The assessment also points to the role of pre-existing socio-economic vulnerabilities in amplifying the cyclone’s impacts. Poverty, limited access to services, and high exposure to climate risks are expected to slow recovery, particularly for women, children, older persons, and female-headed households. In several of the hardest-hit districts, a significant share of households were already economically vulnerable before the cyclone, increasing the risk of long-term displacement and loss of livelihoods.
In response to the disaster, the World Bank Group has mobilised up to $120 million from ongoing projects to support early recovery efforts. These funds are being directed toward restoring essential services and infrastructure, including healthcare, water supply, education, agriculture, and transport connectivity in the most affected areas. However, the GRADE report stresses that comprehensive recovery strategies will be required to address humanitarian needs, rebuild livelihoods, and strengthen climate-resilient infrastructure.
Parallel assessments highlight the cyclone’s severe impact on employment and incomes. A new brief by the International Labour Organization (ILO) estimates that around 374,000 workers were employed in areas directly affected by floods and landslides following Cyclone Ditwah, which made landfall on 26 November. If these workers are unable to return to work or find alternative employment, potential income losses could reach $48 million per month.

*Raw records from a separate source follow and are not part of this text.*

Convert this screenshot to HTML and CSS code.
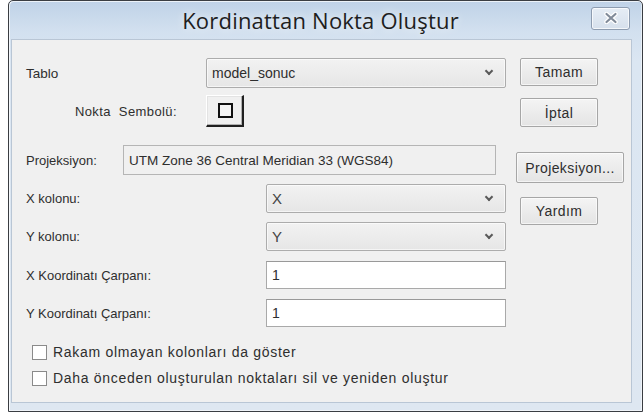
FILE: index.html
```html
<!DOCTYPE html>
<html lang="tr">
<head>
<meta charset="utf-8">
<title>Kordinattan Nokta Oluştur</title>
<link rel="stylesheet" href="styles.css">
</head>
<body>
<div class="window">
  <div class="titlebar">
    <span></span>
    <div class="title">Kordinattan Nokta Oluştur</div>
    <button class="close" aria-label="Kapat">
      <svg width="14" height="12" viewBox="0 0 14 12">
        <path d="M2.5 2 L11.5 10 M11.5 2 L2.5 10" stroke="#fff" stroke-width="4.4" stroke-linecap="round"/>
        <path d="M2.5 2 L11.5 10 M11.5 2 L2.5 10" stroke="#818b99" stroke-width="2.2" stroke-linecap="round"/>
      </svg>
    </button>
  </div>
  <div class="frame">
    <div class="client">
      <div class="form">
        <div class="row row-tablo">
          <label class="lbl lbl-tablo">Tablo</label>
          <div class="combo combo-tablo"><span>model_sonuc</span><i class="chev"></i></div>
        </div>
        <div class="row row-symbol">
          <label class="lbl lbl-symbol">Nokta&nbsp; Sembolü:</label>
          <button class="symbtn"><span class="sq"></span></button>
        </div>
        <div class="row row-proj">
          <label class="lbl lbl-proj">Projeksiyon:</label>
          <div class="field readonly">UTM Zone 36 Central Meridian 33 (WGS84)</div>
        </div>
        <div class="row row-x">
          <label class="lbl lbl-col">X kolonu:</label>
          <div class="combo combo-col"><span>X</span><i class="chev"></i></div>
        </div>
        <div class="row row-y">
          <label class="lbl lbl-col">Y kolonu:</label>
          <div class="combo combo-col"><span>Y</span><i class="chev"></i></div>
        </div>
        <div class="row row-xk">
          <label class="lbl lbl-col">X Koordinatı Çarpanı:</label>
          <div class="field edit">1</div>
        </div>
        <div class="row row-yk">
          <label class="lbl lbl-col">Y Koordinatı Çarpanı:</label>
          <div class="field edit">1</div>
        </div>
        <div class="row check check-1">
          <span class="box"></span><span>Rakam olmayan kolonları da göster</span>
        </div>
        <div class="row check check-2">
          <span class="box"></span><span>Daha önceden oluşturulan noktaları sil ve yeniden oluştur</span>
        </div>
      </div>
      <div class="actions">
        <button class="btn btn-ok">Tamam</button>
        <button class="btn btn-cancel">İptal</button>
        <button class="btn btn-proj">Projeksiyon...</button>
        <button class="btn btn-help">Yardım</button>
      </div>
    </div>
  </div>
</div>
</body>
</html>
```
FILE: styles.css
```css
* { box-sizing: border-box; }

html, body {
  margin: 0;
  padding: 0;
  background: #ffffff;
}

body {
  width: 644px;
  height: 414px;
  overflow: hidden;
  font-family: "Liberation Sans", Arial, sans-serif;
  font-size: 13px;
  color: #2e2e2e;
}

/* dialog window with aero-like frame */
.window {
  margin-left: 8px;
  width: 635px;
  height: 412px;
  border: 1px solid #3a3d42;
  border-radius: 5px 5px 0 0;
  background: linear-gradient(#bfd2e7 0px, #d2e0ef 30px, #dbe6f2 60px, #dee7f1 100%);
  display: flex;
  flex-direction: column;
  box-shadow: inset 1px 1px 0 rgba(255,255,255,0.7), inset -1px -1px 0 rgba(255,255,255,0.5);
}

.titlebar {
  height: 38px;
  display: grid;
  grid-template-columns: 1fr auto 1fr;
  align-items: center;
  padding-right: 12px;
}

.title {
  font-family: "Open Sans", "Noto Sans", sans-serif;
  font-size: 22px;
  color: #1e1e1e;
  letter-spacing: 0.2px;
  padding-left: 2px;
  text-shadow: 0 0 8px rgba(255,255,255,0.9);
}

.close {
  justify-self: end;
  width: 39px;
  height: 23px;
  margin-top: -4px;
  border: 1px solid #8d9cb0;
  border-radius: 3px;
  background: linear-gradient(#e6edf5, #d6e0ec);
  box-shadow: inset 0 0 0 1px rgba(255,255,255,0.7);
  display: flex;
  align-items: center;
  justify-content: center;
  padding: 0;
}

.frame {
  flex: 1;
  padding: 0 10px 8px 2px;
  display: flex;
}

.client {
  flex: 1;
  background: #f0f0f0;
  border: 1px solid #b9c6d5;
  display: flex;
  padding: 18px 0 0 14px;
}

/* left column of the form */
.form {
  width: 490px;
  display: flex;
  flex-direction: column;
}

.row {
  display: flex;
  align-items: center;
}

.lbl { flex: none; }
.lbl-tablo { width: 180px; font-size: 13.5px; }
.lbl-symbol { width: 180px; text-align: right; padding-right: 29px; letter-spacing: 0.4px; }
.lbl-proj { width: 97px; }
.lbl-col { width: 240px; }

.row-tablo { height: 30px; }
.row-symbol { height: 32px; margin-top: 7px; }
.row-proj { height: 30px; margin-top: 18px; }
.row-x { height: 29px; margin-top: 9px; }
.row-y { height: 29px; margin-top: 9px; }
.row-xk { height: 28px; margin-top: 10px; }
.row-yk { height: 28px; margin-top: 10px; }
.check-1 { height: 20px; margin-top: 15px; padding-left: 6px; }
.check-2 { height: 20px; margin-top: 6px; padding-left: 6px; }

.combo {
  height: 100%;
  border: 1px solid #acacac;
  border-radius: 2px;
  background: linear-gradient(#f2f2f2, #e6e6e6);
  display: flex;
  align-items: center;
  justify-content: space-between;
  padding: 0 13px 0 5px;
  box-shadow: inset 0 0 0 1px rgba(255,255,255,0.6);
}
.combo-tablo { width: 300px; font-size: 14px; }
.combo-col { width: 240px; }
.combo-col span { font-size: 15px; color: #444; }

.chev {
  width: 6px;
  height: 6px;
  border-right: 2px solid #5a5a5a;
  border-bottom: 2px solid #5a5a5a;
  transform: rotate(45deg);
  margin-top: -4px;
}

.field {
  height: 100%;
  border: 1px solid #abadb3;
  display: flex;
  align-items: center;
  padding: 0 5px;
}
.field.readonly {
  width: 373px;
  background: #f0f0f0;
  border-color: #b5b5b5;
  font-size: 13.5px;
}
.field.edit {
  width: 240px;
  background: #ffffff;
  border-color: #a9a9a9;
  border-top-color: #999;
  font-size: 14px;
}

/* classic raised button holding the point symbol */
.symbtn {
  width: 38px;
  height: 32px;
  padding: 0;
  background: #f0f0f0;
  border: none;
  border-top: 1px solid #ffffff;
  border-left: 1px solid #ffffff;
  border-right: 2px solid #202020;
  border-bottom: 2px solid #202020;
  box-shadow: inset -1px -1px 0 #b0b0b0, inset 1px 1px 0 #e3e3e3;
  display: flex;
  align-items: center;
  justify-content: center;
}
.sq {
  width: 15px;
  height: 15px;
  border: 2px solid #111;
  background: #f4f4f4;
  margin-left: 2px;
}

.check {
  gap: 6px;
  font-size: 14px;
  letter-spacing: 0.7px;
}
.box {
  width: 15px;
  height: 15px;
  border: 1px solid #8a8a8a;
  background: #ffffff;
  flex: none;
}

/* right column of command buttons */
.actions {
  display: flex;
  flex-direction: column;
  align-items: flex-start;
}

.btn {
  font-family: "Liberation Sans", Arial, sans-serif;
  font-size: 14px;
  letter-spacing: 0.4px;
  color: #2e2e2e;
  border: 1px solid #a6a6a6;
  border-radius: 2px;
  background: linear-gradient(#f4f4f4, #e4e4e4);
  box-shadow: inset 0 0 0 1px rgba(255,255,255,0.6);
  padding: 0;
}
.btn-ok { width: 78px; height: 28px; margin-left: 4px; }
.btn-cancel { width: 78px; height: 29px; margin-left: 4px; margin-top: 12px; }
.btn-proj { width: 108px; height: 31px; margin-top: 25px; }
.btn-help { width: 78px; height: 28px; margin-left: 4px; margin-top: 14px; }
```
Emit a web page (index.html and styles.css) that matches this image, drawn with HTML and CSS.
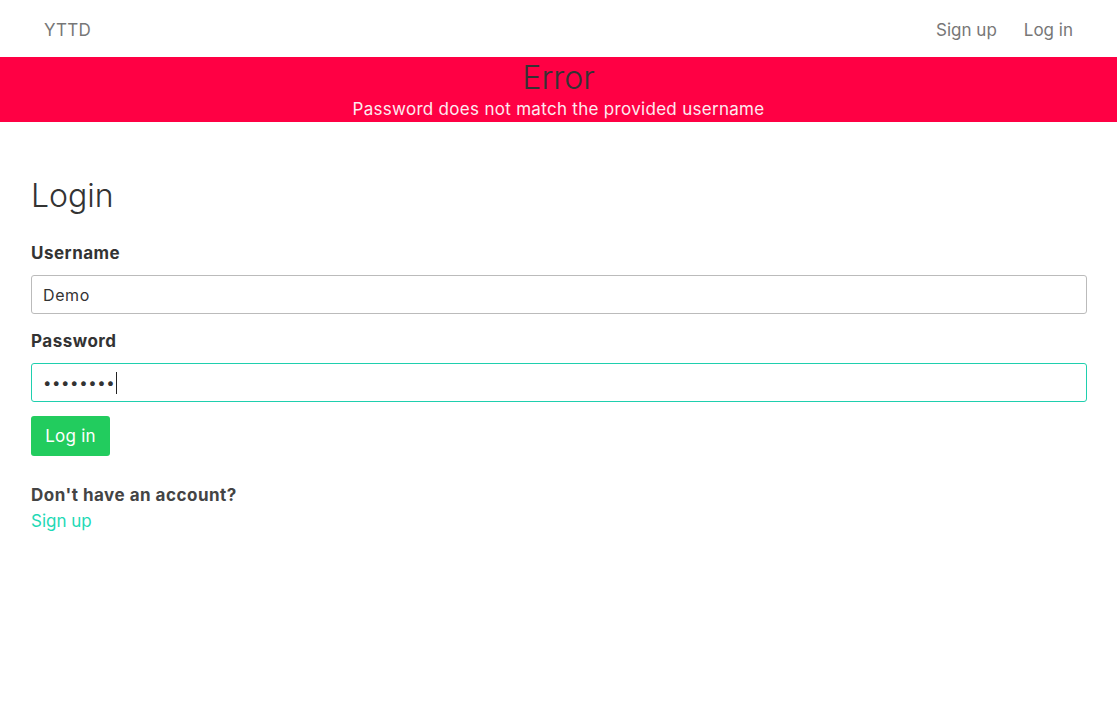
FILE: index.html
```html
<!DOCTYPE html>
<html lang="en">
<head>
<meta charset="utf-8">
<title>YTTD - Login</title>
<link rel="stylesheet" href="styles.css">
</head>
<body>
<nav class="navbar">
  <a class="brand" href="#">YTTD</a>
  <div class="nav-links">
    <a href="#">Sign up</a>
    <a href="#">Log in</a>
  </div>
</nav>
<div class="error-band">
  <div class="error-title">Error</div>
  <div class="error-msg">Password does not match the provided username</div>
</div>
<main class="content">
  <h1 class="title">Login</h1>
  <form class="form">
    <label class="label" for="u">Username</label>
    <input class="input" id="u" type="text" value="Demo">
    <label class="label" for="p">Password</label>
    <div class="input input-focus"><span class="dots">••••••••</span><span class="caret"></span></div>
    <button class="btn" type="button">Log in</button>
  </form>
  <p class="prompt">Don't have an account?</p>
  <a class="link" href="#">Sign up</a>
</main>
</body>
</html>
```
FILE: styles.css
```css
* { box-sizing: border-box; }
body {
  margin: 0;
  font-family: Inter, "Noto Sans", sans-serif;
  color: #333;
  background: #fff;
}
a { text-decoration: none; }
.navbar {
  height: 57px;
  display: flex;
  align-items: center;
  justify-content: space-between;
  padding: 2px 44px 0 44px;
}
.brand {
  color: #777;
  font-size: 17px;
  letter-spacing: 0.2px;
}
.nav-links {
  display: flex;
  gap: 27px;
}
.nav-links a {
  color: #777;
  font-size: 17px;
}
.error-band {
  background: #ff0044;
  height: 65px;
  text-align: center;
  padding-top: 1px;
}
.error-title {
  font-size: 32px;
  font-weight: 300;
  color: #333;
  line-height: 40px;
}
.error-msg {
  color: #fdeaf0;
  font-size: 17px;
  letter-spacing: 0.3px;
  line-height: 22px;
}
.content {
  padding: 0 30px 0 31px;
}
.title {
  font-size: 32px;
  font-weight: 300;
  margin: 54px 0 27px;
  line-height: 40px;
}
.form {
  display: flex;
  flex-direction: column;
  align-items: flex-start;
}
.label {
  font-weight: 700;
  font-size: 17px;
  letter-spacing: 0.5px;
  line-height: 20px;
  margin-bottom: 12px;
  color: #333;
}
.input {
  width: 100%;
  height: 39px;
  border: 1px solid #bbb;
  border-radius: 3px;
  padding: 0 11px;
  font-family: inherit;
  font-size: 16px;
  letter-spacing: 0.6px;
  color: #333;
  margin-bottom: 17px;
  outline: none;
}
.input-focus {
  border-color: #1fcfae;
  display: flex;
  align-items: center;
  margin-bottom: 14px;
}
.dots {
  letter-spacing: 0.6px;
  font-size: 15px;
}
.caret {
  display: inline-block;
  width: 1px;
  height: 22px;
  background: #222;
  margin-left: 1px;
}
.btn {
  background: #22cc5e;
  color: #fff;
  border: none;
  border-radius: 3px;
  height: 40px;
  width: 79px;
  padding: 0;
  font-family: inherit;
  font-size: 17px;
  letter-spacing: 0.2px;
}
.prompt {
  font-weight: 700;
  font-size: 17px;
  letter-spacing: 0.5px;
  margin: 29px 0 6px;
  color: #444;
  line-height: 20px;
}
.link {
  color: #1ed9b5;
  font-size: 17px;
}
```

The agriculture and fisheries sectors have been particularly affected. Flooding impacted up to 23 per cent of rice-cultivating land, while preliminary estimates suggest tea industry output losses of up to 35 per cent. Smallholder farmers, who contribute roughly 70 per cent of tea sector output, have been disproportionately affected, raising concerns about household incomes and export earnings.
The ILO brief calls for immediate livelihood support measures, including emergency cash assistance and employment-intensive recovery programmes that ensure decent working conditions. It also emphasizes targeted support for micro, small, and medium enterprises to help restore production and employment. Over the medium term, the brief highlights the need to strengthen coordination between social protection systems, employment policies, and disaster risk management frameworks to improve resilience to future shocks.
The GRADE assessment, conducted using rapid, remote, model-based methodology, was completed in close collaboration with Sri Lankan government institutions and supported by international partners. While it provides a timely snapshot of direct damages, authorities and development partners acknowledge that full recovery and reconstruction costs are likely to exceed current estimates, reinforcing the urgency of sustained financial, technical, and policy support to rebuild stronger and more resilient communities across Sri Lanka.